David Trent: Best-case scenario, slam-dunk win of the KC-30 tanker program, it will put over 1,000 jobs into this, across the street here, new jobs, and will have a huge impact in Mobile and in this facility.

Mike Huckman: And just outside of town, Germany’s ThyssenKrupp is about to put up a $3 billion steel making plant, the biggest new mill in the US in 40 years.  It will take more than 25,000 construction workers just to build it, and nearly 3,000 full-time steelworkers to run it.

Mayor Samuel Jones: It is an industry that really kind of changes the community.  It provides good, high-paying jobs, high-skilled jobs.

Mike Huckman: Which puts Mobile in an enviable spot.  Thousands of Katrina evacuees moved here out of necessity.  Now the city needs to attract even more people who want to live and work here.

Bill Sisson: When I first arrived here, the unemployment rate was around 7 percent for the metropolitan area, and we’re down to about 3.  It hovers around 3 percent, which some would argue is full employment.

Mike Huckman: And the demand for workers could climb even higher.  Local officials say they have 29 other economic development projects in the works, which would bring more than 10,000 jobs to town.

Mayor Samuel Jones: I know there will be more activity to come.

Mike Huckman: Anything you can tell me about?

Mayor Samuel Jones: There is activity coming.

Mike Huckman: What locals for years have half-jokingly called the “city of perpetual potential” may finally be fulfilling it.  On The Money, Mike Huckman, CNBC Mobile, Alabama.

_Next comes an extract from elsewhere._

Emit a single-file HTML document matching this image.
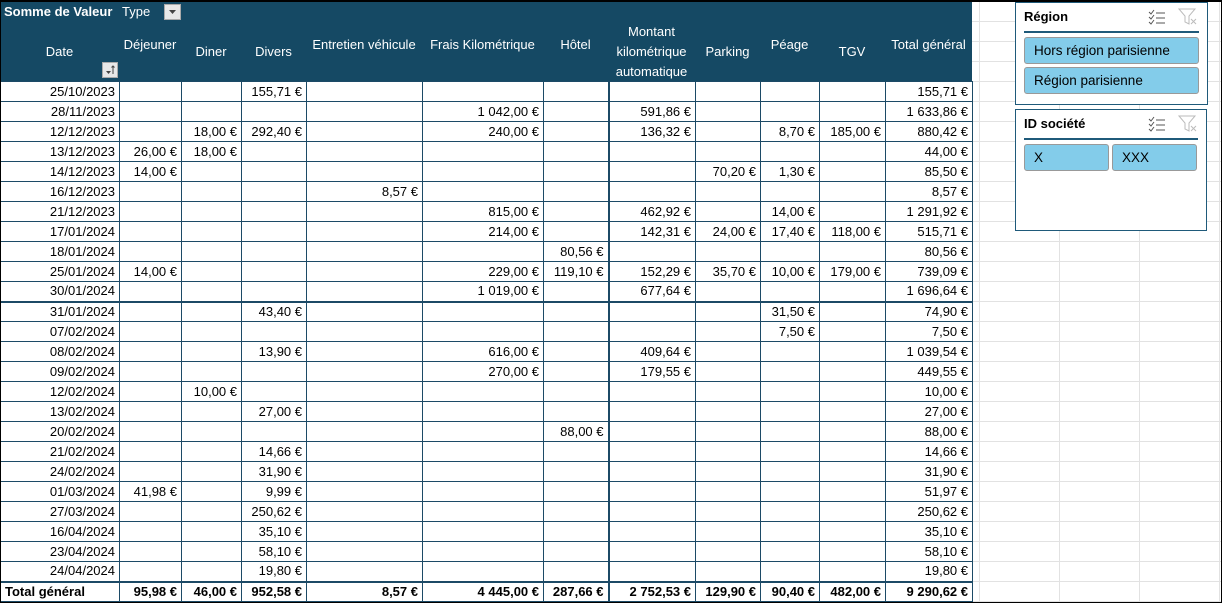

Jason Hartman: I had a brief chat with one of our investment counselors here at Platinum Properties Investor Network the other day, Terri Hansen, and she kind of shared some of her investment experience and also some insights into what goes on in the stock market because she works for a very large publicly traded company, and just thought this would be interesting for you to hear.

I just wanted to take a quick moment to sort of reintroduce one of our team members here.  We’ve had Terri Hansen on a former radio show podcast from way back, if you’ve listened to all the old podcasts, but you don’t hear from her too much on the podcasts so she was in today and I just wanted to have her say hello and tell you her story.  Hi, Terri.

Terri Hansen: Hi, Jason.

Jason Hartman: Tell us about how you became interested in real estate investing and then subsequently became a client of ours and then became an investment counselor here at Platinum Properties Investor Network.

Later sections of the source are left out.